Divine Revelation

A blog with an Islamic perspective

Jack Straw has ignited controversy on his remarks over the veil.
Here are some FAQs. You will get the answers by clicking the question itself.

Who is Jack Straw?

What did he say?

What did he mean (if you read between the lines)?
  • He expressed his discomfort at speaking to someone wearing a veil.(veil is not good, its un-natural)
  • He said that veiled women whom he met happily removed their veils upon request.(Muslim women are suppressed into wearing the veil)
  • He said that veiling was hampering improvement in race relations.(blames Muslims, onus is not on us but them)
  • He said he supported abolishing veils altogether.(shows his level of tolerance)

Can you show me a one balanced Muslim reaction to Straw's statement?

Can you cite a Muslim woman's personal confession to wear the headscarf?

How can I understand this veiling business?

More on this veil or niqab or purdah?

Do other religions also preach modesty? What about Christianity?

What are the ill effects of immodesty?

The social problems citied below are the direct result of a society that derides Divine Revelation commanding modesty and sexual relations strictly under the institution of marriage.

Teenage pregnancy



Sin and the Indian call centres

Posted by Arshad on Monday, October 09, 2006.

14 Responses to “Veil-off with Jack Straw”

  1. # Blogger eshuneutics

    Hello, Arshad, thank you for the invite to "Divine Revelation". I do like the clarity of your "blog" and its layout. Thank you for reading my piece on the veil. I think your reading between the lines is accurate--I wish I didn't have to admit that this was so! My post carries on from yours: this individual case has been hi-jacked because the press want to make a Christian versus Muslim conflict.

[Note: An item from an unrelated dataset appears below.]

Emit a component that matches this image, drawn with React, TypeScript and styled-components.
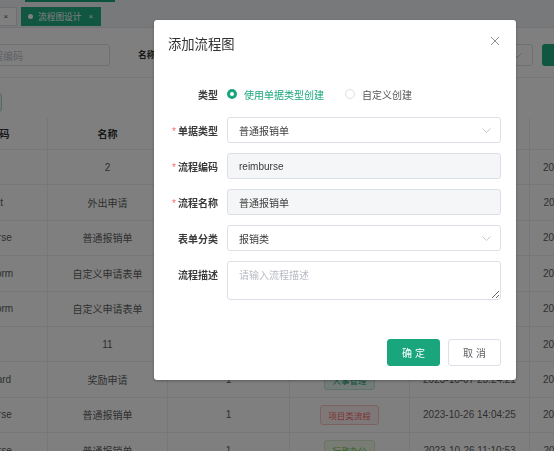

All kinds of insults have been thrown in this case. My home in the UK is close to where the London bombers came from. The area contains many "moderate" Muslims. I am not sure what a "moderate" Muslim is, however. The word suggests "not too bothered". But these are people who are committed to their faith, incredibly humble and courteous, and yet it is they who bear the force of growing Islamaphobia. I have taught Muslim pupils from Iran, Pakistan, India, Nigeria, Malaysia...known all their parents...have yet to come across a woman who felt oppressed. You say you differ on some points--do comment and tell me how, as I would be interested to know. Perhaps, I should have mentioned the veil and its link to modesty. Again, thank you for your invite.  

  2. # Blogger Arshad

    Thanks for your visit to my blog and your appreciative comments. To be honest I re-read your post from home and have to admit that I now fully concurr with your views (no differences whatsoever). Aishah needs to veil only in front of male colleagues not from children under 12 if she was already not doing that.
    BYT check out http://anarchomuslim.blogspot.com/  

  3. # Blogger Julaybib

    Two things. First, not many people have mentioned his articles patronising tone. Talking to Muslims like children. The implication is that we are stupid. Second, did you notice how Jack talked about 'our society'. Reminds me of the British judge who, when sentencing a black man, began his address to the court with, 'In this country, we...', despite the fact the guy in the dock was British born. Are we not member of this society? Reading the actual words, apparently Jack thinks not.



  4. # Blogger Luqman

    Aisha didn't want to wear the niqab in front of the kids. She said she'd only wear it if there was a male member of staff there.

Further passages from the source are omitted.